2008-08-12 Thread Wouter Verhelst
On Mon, Aug 11, 2008 at 09:42:01PM -0400, Michael Casadevall wrote:
> By the unstable snapshot, I meant a snapshot of unstable from the day
> lenny was frozen. As of now, I have the packages list setup imported,
> but I'm having trouble with the dak import script. I'm mulling over
> using mini-dak for the time being instead of its big brother (I'll
> replace it with dak if/when we decide to run a normal testing).
> Roughly 600-700ish packages need to be built since we don't have
> matching lenny revisions, and we need to go through and determine what
> packages we need to upgrade ourselves (known: gcc and friends, since
> lenny has 4.3-2, and we're at 4.3-8 which has quite a few good fixes).
> 
> For versioning, we should probably mark any m68k specific changes like
> the way Ubuntu does it. Roughly speaking, if we're taking gcc-4.3-8
> and replacing it with whats in lenny, make it gcc_4.3-8m68k1 or
> something like that.

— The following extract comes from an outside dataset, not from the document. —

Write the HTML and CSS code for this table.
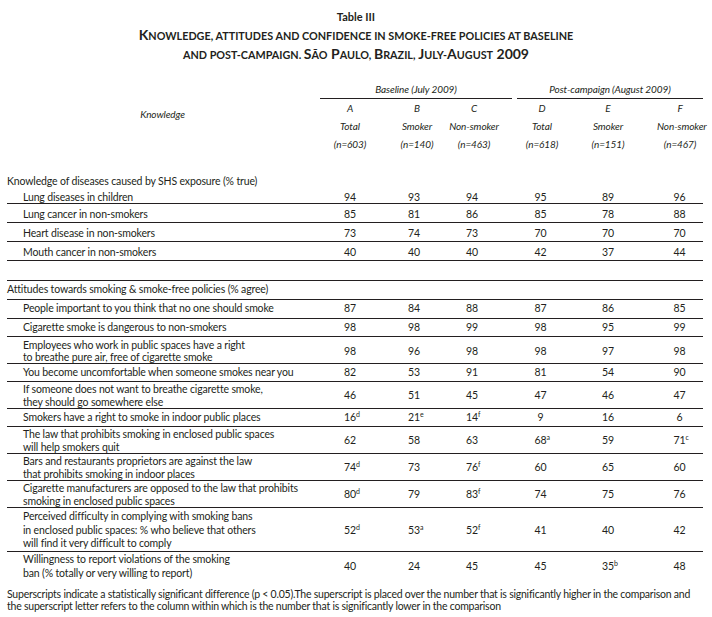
FILE: index.html
```html
<!DOCTYPE html>
<html lang="en">
<head>
<meta charset="utf-8">
<title>Table III</title>
<link rel="stylesheet" href="styles.css">
</head>
<body>
<div class="page">
  <div class="caption">
    <div class="table-no">Table III</div>
    <div class="title">K<span class="sc">nowledge, attitudes and confidence in smoke-free policies at baseline</span><br><span class="sc">and post-campaign. </span>S<span class="sc">ão</span> P<span class="sc">aulo, </span>B<span class="sc">razil, </span>J<span class="sc">uly-</span>A<span class="sc">ugust</span> 2009</div>
  </div>
  <table class="data">
    <colgroup>
      <col class="c-label"><col class="c-a"><col class="c-b"><col class="c-c"><col class="c-d"><col class="c-e"><col class="c-f">
    </colgroup>
    <thead>
      <tr class="group-row">
        <th rowspan="4" class="knowledge">Knowledge</th>
        <th colspan="3"><div class="group g-base">Baseline (July 2009)</div></th>
        <th colspan="3"><div class="group g-post">Post-campaign (August 2009)</div></th>
      </tr>
      <tr class="sub"><th>A</th><th>B</th><th>C</th><th>D</th><th>E</th><th>F</th></tr>
      <tr class="sub"><th>Total</th><th>Smoker</th><th>Non-smoker</th><th>Total</th><th>Smoker</th><th>Non-smoker</th></tr>
      <tr class="sub"><th>(n=603)</th><th>(n=140)</th><th>(n=463)</th><th>(n=618)</th><th>(n=151)</th><th>(n=467)</th></tr>
    </thead>
    <tbody>
      <tr class="spacer"><td colspan="7"></td></tr>
      <tr class="section"><td colspan="7">Knowledge of diseases caused by SHS exposure (% true)</td></tr>
      <tr class="row first"><td class="label">Lung diseases in children</td><td>94</td><td>93</td><td>94</td><td>95</td><td>89</td><td>96</td></tr>
      <tr class="row tall"><td class="label">Lung cancer in non-smokers</td><td>85</td><td>81</td><td>86</td><td>85</td><td>78</td><td>88</td></tr>
      <tr class="row tall"><td class="label">Heart disease in non-smokers</td><td>73</td><td>74</td><td>73</td><td>70</td><td>70</td><td>70</td></tr>
      <tr class="row tall"><td class="label">Mouth cancer in non-smokers</td><td>40</td><td>40</td><td>40</td><td>42</td><td>37</td><td>44</td></tr>
      <tr class="gap"><td colspan="7"></td></tr>
      <tr class="section ruled"><td colspan="7">Attitudes towards smoking &amp; smoke-free policies (% agree)</td></tr>
      <tr class="row mid"><td class="label">People important to you think that no one should smoke</td><td>87</td><td>84</td><td>88</td><td>87</td><td>86</td><td>85</td></tr>
      <tr class="row"><td class="label">Cigarette smoke is dangerous to non-smokers</td><td>98</td><td>98</td><td>99</td><td>98</td><td>95</td><td>99</td></tr>
      <tr class="row two low"><td class="label">Employees who work in public spaces have a right<br>to breathe pure air, free of cigarette smoke</td><td>98</td><td>96</td><td>98</td><td>98</td><td>97</td><td>98</td></tr>
      <tr class="row"><td class="label">You become uncomfortable when someone smokes near you</td><td>82</td><td>53</td><td>91</td><td>81</td><td>54</td><td>90</td></tr>
      <tr class="row two"><td class="label">If someone does not want to breathe cigarette smoke,<br>they should go somewhere else</td><td>46</td><td>51</td><td>45</td><td>47</td><td>46</td><td>47</td></tr>
      <tr class="row"><td class="label">Smokers have a right to smoke in indoor public places</td><td>16<sup>d</sup></td><td>21<sup>e</sup></td><td>14<sup>f</sup></td><td>9</td><td>16</td><td>6</td></tr>
      <tr class="row two"><td class="label">The law that prohibits smoking in enclosed public spaces<br>will help smokers quit</td><td>62</td><td>58</td><td>63</td><td>68<sup>a</sup></td><td>59</td><td>71<sup>c</sup></td></tr>
      <tr class="row two"><td class="label">Bars and restaurants proprietors are against the law<br>that prohibits smoking in indoor places</td><td>74<sup>d</sup></td><td>73</td><td>76<sup>f</sup></td><td>60</td><td>65</td><td>60</td></tr>
      <tr class="row two"><td class="label">Cigarette manufacturers are opposed to the law that prohibits<br>smoking in enclosed public spaces</td><td>80<sup>d</sup></td><td>79</td><td>83<sup>f</sup></td><td>74</td><td>75</td><td>76</td></tr>
      <tr class="row three"><td class="label">Perceived difficulty in complying with smoking bans<br>in enclosed public spaces: % who believe that others<br>will find it very difficult to comply</td><td>52<sup>d</sup></td><td>53<sup>a</sup></td><td>52<sup>f</sup></td><td>41</td><td>40</td><td>42</td></tr>
      <tr class="row last"><td class="label">Willingness to report violations of the smoking<br>ban (% totally or very willing to report)</td><td>40</td><td>24</td><td>45</td><td>45</td><td>35<sup>b</sup></td><td>48</td></tr>
    </tbody>
  </table>
  <p class="note">Superscripts indicate a statistically significant difference (p &lt; 0.05).The superscript is placed over the number that is significantly higher in the comparison and<br>the superscript letter refers to the column within which is the number that is significantly lower in the comparison</p>
</div>
</body>
</html>
```
FILE: styles.css
```css
html, body {
  margin: 0;
  padding: 0;
  background: #ffffff;
}

body {
  font-family: Lato, "Open Sans", "Liberation Sans", sans-serif;
  color: #231f20;
}

.page {
  width: 712px;
  padding: 0 0 0 7px;
  box-sizing: border-box;
}

.caption {
  text-align: center;
  padding-top: 8px;
  padding-right: 7px;
}

.table-no {
  font-weight: 700;
  font-size: 11px;
  line-height: 18px;
}

.title {
  font-weight: 700;
  font-size: 14px;
  line-height: 18px;
}

.title .sc {
  font-size: 10.8px;
  text-transform: uppercase;
}

.data {
  margin-top: 16px;
  width: 696px;
  border-collapse: separate;
  border-spacing: 0;
  table-layout: fixed;
  font-size: 10.5px;
  letter-spacing: -0.15px;
}

.c-label { width: 311px; }
.c-a { width: 64px; }
.c-b { width: 64px; }
.c-c { width: 68px; }
.c-d { width: 61px; }
.c-e { width: 66px; }
.c-f { width: 62px; }

.data th {
  font-weight: 400;
  font-style: italic;
  font-size: 10px;
  letter-spacing: -0.1px;
  padding: 0;
  line-height: 18px;
  text-align: center;
  white-space: nowrap;
}

.data th.knowledge {
  vertical-align: middle;
  padding-bottom: 5px;
}

.group {
  border-bottom: 1px solid #231f20;
}

.g-base { margin: 0 2px; }
.g-post { margin: 0 0 0 3px; }

.sub th:nth-child(2) { padding-left: 6px; }
.sub th:nth-child(3) { padding-right: 12px; }
.sub th:nth-child(4) { padding-right: 5px; }
.sub th:nth-child(6) { padding-left: 16px; }

.data td {
  padding: 0;
  text-align: center;
  white-space: nowrap;
}

.spacer td {
  padding-top: 22px;
}

.section td {
  text-align: left;
  line-height: 13px;
}

.section.ruled td {
  line-height: 15px;
  padding-top: 1px;
  padding-bottom: 2px;
  border-bottom: 1px solid #231f20;
}

.gap td {
  padding-top: 19px;
  border-bottom: 1px solid #231f20;
}

/* row geometry: only vertical padding is set per variant */
.row td {
  line-height: 13px;
  padding-top: 2px;
  padding-bottom: 2px;
  border-bottom: 1px solid #231f20;
  vertical-align: middle;
}

.row.tall td {
  padding-top: 4px;
  padding-bottom: 1px;
}

.row.mid td {
  padding-top: 2px;
  padding-bottom: 3px;
}

.row.first td {
  line-height: 11px;
  padding-top: 4px;
  padding-bottom: 0;
}

.row.two td {
  line-height: 12.5px;
  padding-top: 1px;
  padding-bottom: 0;
}

.row.two.low td {
  line-height: 11.5px;
  padding-top: 3px;
  padding-bottom: 0;
}

.row.three td {
  line-height: 13.5px;
  padding-top: 2px;
  padding-bottom: 0;
}

.row.last td {
  border-bottom: none;
  line-height: 14px;
  padding-top: 0;
  padding-bottom: 0;
}

/* horizontal placement of the value columns */
.row td:nth-child(4) { padding-right: 16px; }
.row td:nth-child(5) { padding-right: 8px; }
.row td:nth-child(7) { padding-left: 15px; }

.row td.label {
  text-align: left;
  padding-left: 16px;
}

sup {
  display: inline-block;
  width: 0;
  font-size: 7px;
  line-height: 0;
  vertical-align: baseline;
  transform: translateY(-4px);
  text-align: left;
  letter-spacing: 0;
}

.note {
  margin: 8px 0 0;
  font-size: 10.5px;
  line-height: 12px;
  letter-spacing: -0.23px;
  white-space: nowrap;
}
```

This also

This also... what? ;-)

> I do know about d-ports (they'll be hosting our w-b database if
> aurel32 made the changes to allow that), but they run mini-dak, which
> will making having both an unstable and a stable hosted with them
> somewhat difficult. If we ever want to have a "normal" testing
> archive, we also need to switch to dak since it generates a LOT of
> metadata britney needs to run (that, or someone needs to rip the
> urgency and bugscanner code out of it, and extend mini-dak).
> 
> We have some packaging tasks we need to do, anyone want to voluteer on
> any of these?
> 
> 1. glibc 2.5 needs to be repackaged as a separate package so we can
> properly make fixes to it
> 
> 2. The previously methoned changes to d-i.
> 
> 3. gcc and friends need to be imported; we need to figure out some
> sorta policy on how to handle these.
> 
> 4. sbuild and buildd need to be extended to upload source packages so
> I don't need to manually import every source package. (Ideally, we'll
> have a crontab that runs quinn-diff against our lenny-m68k Packages
> file, and the Sources file from Debian lenny, all the buildds will
> have two deb-src lines, our mirrors, and the debian mirrors, and
> simply upload the source package as they build things).
> 
> sbuild already has an -s switch to include source, but it generates a
> Debian native package. To fix this, someone needs to simply make sure
> the original tarball gets copied to /build/buildd next to the source
> directly. Its a simple change, but I suck with perl, so I'm not the
> man for this task.

I could look into this, I guess; but I'm not very wide on time these
days.

> 5. Someone needs to make sure debootstrap works right once the
> glibc2.5 package is in place, and marked Essential: Yes.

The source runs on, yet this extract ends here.